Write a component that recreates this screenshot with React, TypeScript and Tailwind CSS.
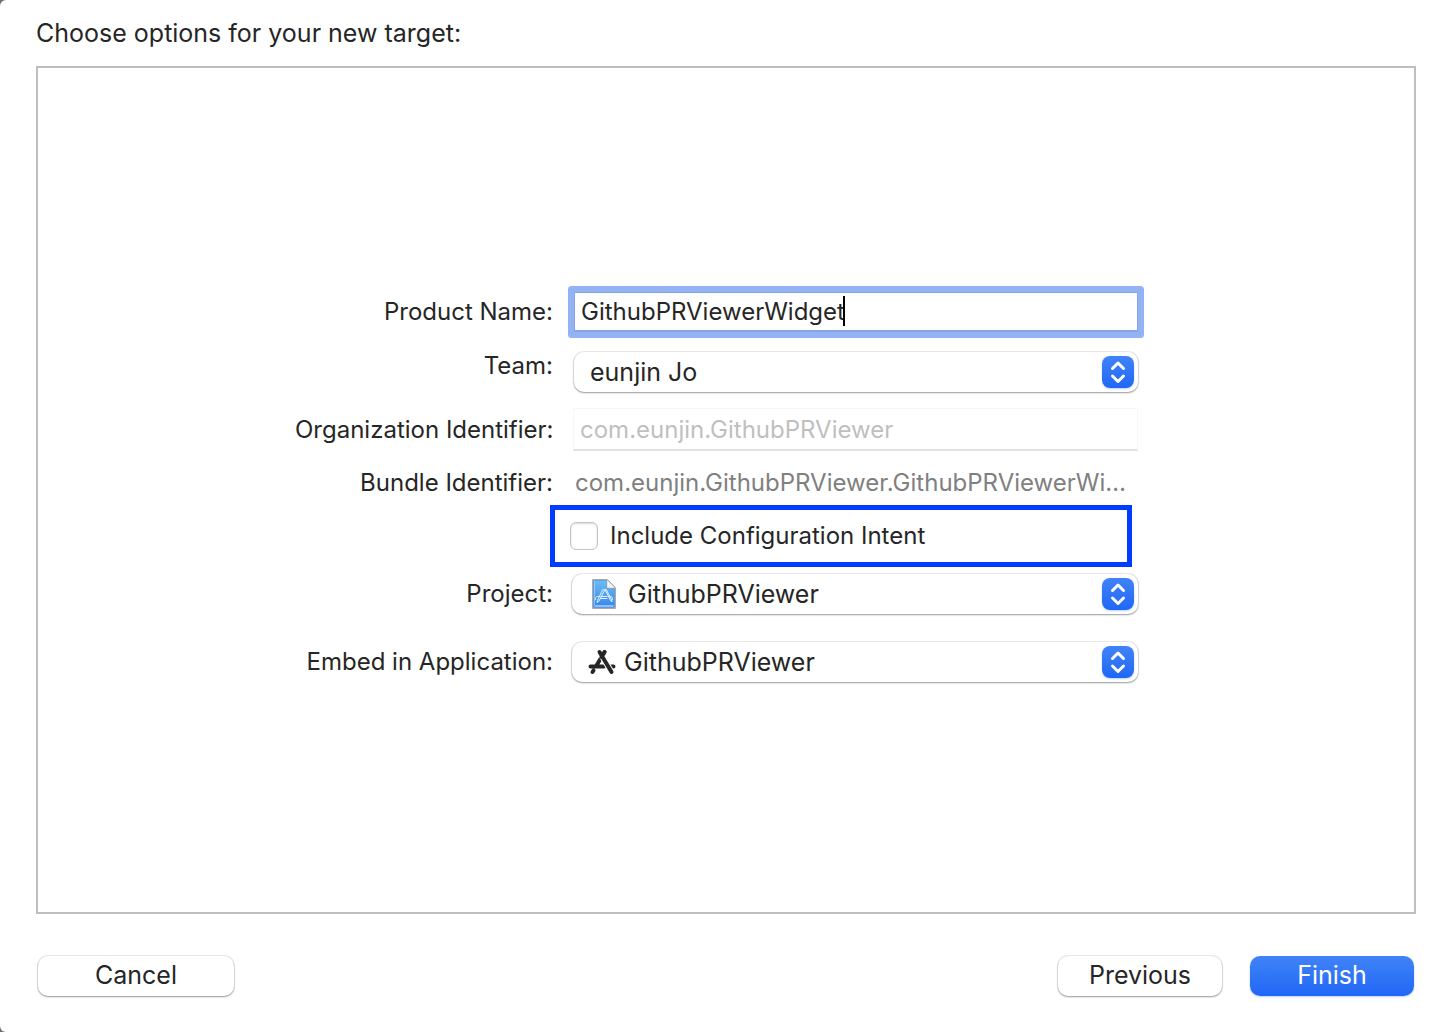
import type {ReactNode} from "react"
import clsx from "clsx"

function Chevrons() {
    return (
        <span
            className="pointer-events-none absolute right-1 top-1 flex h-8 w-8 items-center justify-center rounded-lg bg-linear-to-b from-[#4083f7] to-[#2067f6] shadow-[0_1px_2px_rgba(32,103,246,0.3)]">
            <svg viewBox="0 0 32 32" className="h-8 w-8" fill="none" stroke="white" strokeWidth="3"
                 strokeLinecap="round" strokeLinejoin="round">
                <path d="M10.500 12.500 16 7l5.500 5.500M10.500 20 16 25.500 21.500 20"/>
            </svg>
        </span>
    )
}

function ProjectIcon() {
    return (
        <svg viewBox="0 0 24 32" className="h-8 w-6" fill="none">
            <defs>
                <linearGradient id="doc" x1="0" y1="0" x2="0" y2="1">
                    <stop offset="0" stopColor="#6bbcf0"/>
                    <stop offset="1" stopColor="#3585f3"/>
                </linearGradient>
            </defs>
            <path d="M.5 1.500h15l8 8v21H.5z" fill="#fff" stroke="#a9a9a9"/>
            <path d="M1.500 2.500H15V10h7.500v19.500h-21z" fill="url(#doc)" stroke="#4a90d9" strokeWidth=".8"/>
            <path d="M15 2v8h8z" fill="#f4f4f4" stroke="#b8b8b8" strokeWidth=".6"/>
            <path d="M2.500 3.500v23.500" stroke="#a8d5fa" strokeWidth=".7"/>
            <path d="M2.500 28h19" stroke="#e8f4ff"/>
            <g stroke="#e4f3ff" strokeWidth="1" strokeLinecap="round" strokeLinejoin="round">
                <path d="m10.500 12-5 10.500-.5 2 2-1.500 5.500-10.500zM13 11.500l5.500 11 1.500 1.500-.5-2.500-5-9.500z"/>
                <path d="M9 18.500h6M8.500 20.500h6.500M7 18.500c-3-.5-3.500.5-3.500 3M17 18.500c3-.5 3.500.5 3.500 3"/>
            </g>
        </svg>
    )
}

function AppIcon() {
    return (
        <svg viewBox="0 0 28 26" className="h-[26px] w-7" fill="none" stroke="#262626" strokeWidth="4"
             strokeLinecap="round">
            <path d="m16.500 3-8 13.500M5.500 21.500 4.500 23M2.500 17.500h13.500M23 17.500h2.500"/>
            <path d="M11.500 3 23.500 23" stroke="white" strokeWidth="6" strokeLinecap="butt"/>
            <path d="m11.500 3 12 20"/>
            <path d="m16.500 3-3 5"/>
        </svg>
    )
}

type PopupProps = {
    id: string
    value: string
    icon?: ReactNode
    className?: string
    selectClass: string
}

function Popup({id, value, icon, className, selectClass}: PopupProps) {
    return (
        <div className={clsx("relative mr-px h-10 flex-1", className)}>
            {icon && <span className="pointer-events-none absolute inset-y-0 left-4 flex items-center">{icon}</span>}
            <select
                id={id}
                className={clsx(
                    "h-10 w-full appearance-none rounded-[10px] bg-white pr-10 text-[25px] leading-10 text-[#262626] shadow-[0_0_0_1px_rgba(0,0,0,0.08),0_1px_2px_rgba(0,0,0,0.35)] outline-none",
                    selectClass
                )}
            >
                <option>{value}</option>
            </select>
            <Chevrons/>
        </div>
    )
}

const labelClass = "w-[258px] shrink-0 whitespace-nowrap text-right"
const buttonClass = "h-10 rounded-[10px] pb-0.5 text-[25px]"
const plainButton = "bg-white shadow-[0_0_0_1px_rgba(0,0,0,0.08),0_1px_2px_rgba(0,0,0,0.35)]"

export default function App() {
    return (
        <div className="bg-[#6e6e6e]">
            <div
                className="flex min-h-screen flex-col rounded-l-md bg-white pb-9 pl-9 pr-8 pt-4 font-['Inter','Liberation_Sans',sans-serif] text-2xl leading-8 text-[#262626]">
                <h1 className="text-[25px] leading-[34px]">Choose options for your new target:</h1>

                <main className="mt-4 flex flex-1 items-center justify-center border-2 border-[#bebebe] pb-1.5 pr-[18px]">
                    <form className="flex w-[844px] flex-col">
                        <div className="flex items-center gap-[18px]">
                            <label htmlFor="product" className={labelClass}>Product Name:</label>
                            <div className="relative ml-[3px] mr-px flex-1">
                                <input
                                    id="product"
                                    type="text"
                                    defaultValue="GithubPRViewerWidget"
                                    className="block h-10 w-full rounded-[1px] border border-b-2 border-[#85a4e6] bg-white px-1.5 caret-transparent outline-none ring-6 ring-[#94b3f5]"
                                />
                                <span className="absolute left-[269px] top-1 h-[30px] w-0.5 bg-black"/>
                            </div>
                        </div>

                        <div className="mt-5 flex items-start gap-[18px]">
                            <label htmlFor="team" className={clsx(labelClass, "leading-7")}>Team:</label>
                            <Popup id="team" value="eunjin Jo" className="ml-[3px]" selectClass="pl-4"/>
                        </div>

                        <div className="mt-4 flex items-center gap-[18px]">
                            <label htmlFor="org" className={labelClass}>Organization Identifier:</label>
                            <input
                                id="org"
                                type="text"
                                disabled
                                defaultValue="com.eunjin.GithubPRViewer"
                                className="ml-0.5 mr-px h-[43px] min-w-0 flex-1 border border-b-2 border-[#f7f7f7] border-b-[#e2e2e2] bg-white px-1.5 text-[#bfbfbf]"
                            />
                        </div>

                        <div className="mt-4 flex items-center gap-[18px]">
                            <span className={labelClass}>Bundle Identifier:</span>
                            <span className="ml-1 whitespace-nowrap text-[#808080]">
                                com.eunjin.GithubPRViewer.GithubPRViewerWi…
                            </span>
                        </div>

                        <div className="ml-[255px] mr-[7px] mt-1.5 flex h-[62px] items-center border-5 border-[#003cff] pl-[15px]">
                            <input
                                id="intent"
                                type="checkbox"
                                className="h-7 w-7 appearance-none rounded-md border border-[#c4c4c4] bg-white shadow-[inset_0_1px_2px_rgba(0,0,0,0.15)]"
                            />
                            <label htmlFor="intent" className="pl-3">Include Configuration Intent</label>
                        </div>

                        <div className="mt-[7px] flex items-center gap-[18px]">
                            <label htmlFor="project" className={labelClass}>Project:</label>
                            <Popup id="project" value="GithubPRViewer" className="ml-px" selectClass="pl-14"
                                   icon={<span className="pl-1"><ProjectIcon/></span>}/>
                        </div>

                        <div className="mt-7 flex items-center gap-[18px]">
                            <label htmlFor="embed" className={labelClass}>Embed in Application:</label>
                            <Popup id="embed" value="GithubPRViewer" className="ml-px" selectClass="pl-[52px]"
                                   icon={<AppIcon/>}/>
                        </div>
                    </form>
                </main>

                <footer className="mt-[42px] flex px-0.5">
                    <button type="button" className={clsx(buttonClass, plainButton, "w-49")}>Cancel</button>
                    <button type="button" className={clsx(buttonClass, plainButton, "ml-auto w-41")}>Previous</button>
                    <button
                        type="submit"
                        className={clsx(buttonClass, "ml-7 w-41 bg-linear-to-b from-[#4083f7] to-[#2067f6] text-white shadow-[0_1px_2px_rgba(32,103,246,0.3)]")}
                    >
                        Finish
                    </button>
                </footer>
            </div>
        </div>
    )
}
•••••
Task instructions:
Quote the material in full and exactly; do not carry over its pictures.

Exercise output:
Write a component that recreates this screenshot with React, TypeScript and Tailwind CSS.
import type {ReactNode} from "react"
import clsx from "clsx"

function Chevrons() {
    return (
        <span
            className="pointer-events-none absolute right-1 top-1 flex h-8 w-8 items-center justify-center rounded-lg bg-linear-to-b from-[#4083f7] to-[#2067f6] shadow-[0_1px_2px_rgba(32,103,246,0.3)]">
            <svg viewBox="0 0 32 32" className="h-8 w-8" fill="none" stroke="white" strokeWidth="3"
                 strokeLinecap="round" strokeLinejoin="round">
                <path d="M10.500 12.500 16 7l5.500 5.500M10.500 20 16 25.500 21.500 20"/>
            </svg>
        </span>
    )
}

function ProjectIcon() {
    return (
        <svg viewBox="0 0 24 32" className="h-8 w-6" fill="none">
            <defs>
                <linearGradient id="doc" x1="0" y1="0" x2="0" y2="1">
                    <stop offset="0" stopColor="#6bbcf0"/>
                    <stop offset="1" stopColor="#3585f3"/>
                </linearGradient>
            </defs>
            <path d="M.5 1.500h15l8 8v21H.5z" fill="#fff" stroke="#a9a9a9"/>
            <path d="M1.500 2.500H15V10h7.500v19.500h-21z" fill="url(#doc)" stroke="#4a90d9" strokeWidth=".8"/>
            <path d="M15 2v8h8z" fill="#f4f4f4" stroke="#b8b8b8" strokeWidth=".6"/>
            <path d="M2.500 3.500v23.500" stroke="#a8d5fa" strokeWidth=".7"/>
            <path d="M2.500 28h19" stroke="#e8f4ff"/>
            <g stroke="#e4f3ff" strokeWidth="1" strokeLinecap="round" strokeLinejoin="round">
                <path d="m10.500 12-5 10.500-.5 2 2-1.500 5.500-10.500zM13 11.500l5.500 11 1.500 1.500-.5-2.500-5-9.500z"/>
                <path d="M9 18.500h6M8.500 20.500h6.500M7 18.500c-3-.5-3.500.5-3.500 3M17 18.500c3-.5 3.500.5 3.500 3"/>
            </g>
        </svg>
    )
}

function AppIcon() {
    return (
        <svg viewBox="0 0 28 26" className="h-[26px] w-7" fill="none" stroke="#262626" strokeWidth="4"
             strokeLinecap="round">
            <path d="m16.500 3-8 13.500M5.500 21.500 4.500 23M2.500 17.500h13.500M23 17.500h2.500"/>
            <path d="M11.500 3 23.500 23" stroke="white" strokeWidth="6" strokeLinecap="butt"/>
            <path d="m11.500 3 12 20"/>
            <path d="m16.500 3-3 5"/>
        </svg>
    )
}

type PopupProps = {
    id: string
    value: string
    icon?: ReactNode
    className?: string
    selectClass: string
}

function Popup({id, value, icon, className, selectClass}: PopupProps) {
    return (
        <div className={clsx("relative mr-px h-10 flex-1", className)}>
            {icon && <span className="pointer-events-none absolute inset-y-0 left-4 flex items-center">{icon}</span>}
            <select
                id={id}
                className={clsx(
                    "h-10 w-full appearance-none rounded-[10px] bg-white pr-10 text-[25px] leading-10 text-[#262626] shadow-[0_0_0_1px_rgba(0,0,0,0.08),0_1px_2px_rgba(0,0,0,0.35)] outline-none",
                    selectClass
                )}
            >
                <option>{value}</option>
            </select>
            <Chevrons/>
        </div>
    )
}

const labelClass = "w-[258px] shrink-0 whitespace-nowrap text-right"
const buttonClass = "h-10 rounded-[10px] pb-0.5 text-[25px]"
const plainButton = "bg-white shadow-[0_0_0_1px_rgba(0,0,0,0.08),0_1px_2px_rgba(0,0,0,0.35)]"

export default function App() {
    return (
        <div className="bg-[#6e6e6e]">
            <div
                className="flex min-h-screen flex-col rounded-l-md bg-white pb-9 pl-9 pr-8 pt-4 font-['Inter','Liberation_Sans',sans-serif] text-2xl leading-8 text-[#262626]">
                <h1 className="text-[25px] leading-[34px]">Choose options for your new target:</h1>

                <main className="mt-4 flex flex-1 items-center justify-center border-2 border-[#bebebe] pb-1.5 pr-[18px]">
                    <form className="flex w-[844px] flex-col">
                        <div className="flex items-center gap-[18px]">
                            <label htmlFor="product" className={labelClass}>Product Name:</label>
                            <div className="relative ml-[3px] mr-px flex-1">
                                <input
                                    id="product"
                                    type="text"
                                    defaultValue="GithubPRViewerWidget"
                                    className="block h-10 w-full rounded-[1px] border border-b-2 border-[#85a4e6] bg-white px-1.5 caret-transparent outline-none ring-6 ring-[#94b3f5]"
                                />
                                <span className="absolute left-[269px] top-1 h-[30px] w-0.5 bg-black"/>
                            </div>
                        </div>

                        <div className="mt-5 flex items-start gap-[18px]">
                            <label htmlFor="team" className={clsx(labelClass, "leading-7")}>Team:</label>
                            <Popup id="team" value="eunjin Jo" className="ml-[3px]" selectClass="pl-4"/>
                        </div>

                        <div className="mt-4 flex items-center gap-[18px]">
                            <label htmlFor="org" className={labelClass}>Organization Identifier:</label>
                            <input
                                id="org"
                                type="text"
                                disabled
                                defaultValue="com.eunjin.GithubPRViewer"
                                className="ml-0.5 mr-px h-[43px] min-w-0 flex-1 border border-b-2 border-[#f7f7f7] border-b-[#e2e2e2] bg-white px-1.5 text-[#bfbfbf]"
                            />
                        </div>

                        <div className="mt-4 flex items-center gap-[18px]">
                            <span className={labelClass}>Bundle Identifier:</span>
                            <span className="ml-1 whitespace-nowrap text-[#808080]">
                                com.eunjin.GithubPRViewer.GithubPRViewerWi…
                            </span>
                        </div>

                        <div className="ml-[255px] mr-[7px] mt-1.5 flex h-[62px] items-center border-5 border-[#003cff] pl-[15px]">
                            <input
                                id="intent"
                                type="checkbox"
                                className="h-7 w-7 appearance-none rounded-md border border-[#c4c4c4] bg-white shadow-[inset_0_1px_2px_rgba(0,0,0,0.15)]"
                            />
                            <label htmlFor="intent" className="pl-3">Include Configuration Intent</label>
                        </div>

                        <div className="mt-[7px] flex items-center gap-[18px]">
                            <label htmlFor="project" className={labelClass}>Project:</label>
                            <Popup id="project" value="GithubPRViewer" className="ml-px" selectClass="pl-14"
                                   icon={<span className="pl-1"><ProjectIcon/></span>}/>
                        </div>

                        <div className="mt-7 flex items-center gap-[18px]">
                            <label htmlFor="embed" className={labelClass}>Embed in Application:</label>
                            <Popup id="embed" value="GithubPRViewer" className="ml-px" selectClass="pl-[52px]"
                                   icon={<AppIcon/>}/>
                        </div>
                    </form>
                </main>

                <footer className="mt-[42px] flex px-0.5">
                    <button type="button" className={clsx(buttonClass, plainButton, "w-49")}>Cancel</button>
                    <button type="button" className={clsx(buttonClass, plainButton, "ml-auto w-41")}>Previous</button>
                    <button
                        type="submit"
                        className={clsx(buttonClass, "ml-7 w-41 bg-linear-to-b from-[#4083f7] to-[#2067f6] text-white shadow-[0_1px_2px_rgba(32,103,246,0.3)]")}
                    >
                        Finish
                    </button>
                </footer>
            </div>
        </div>
    )
}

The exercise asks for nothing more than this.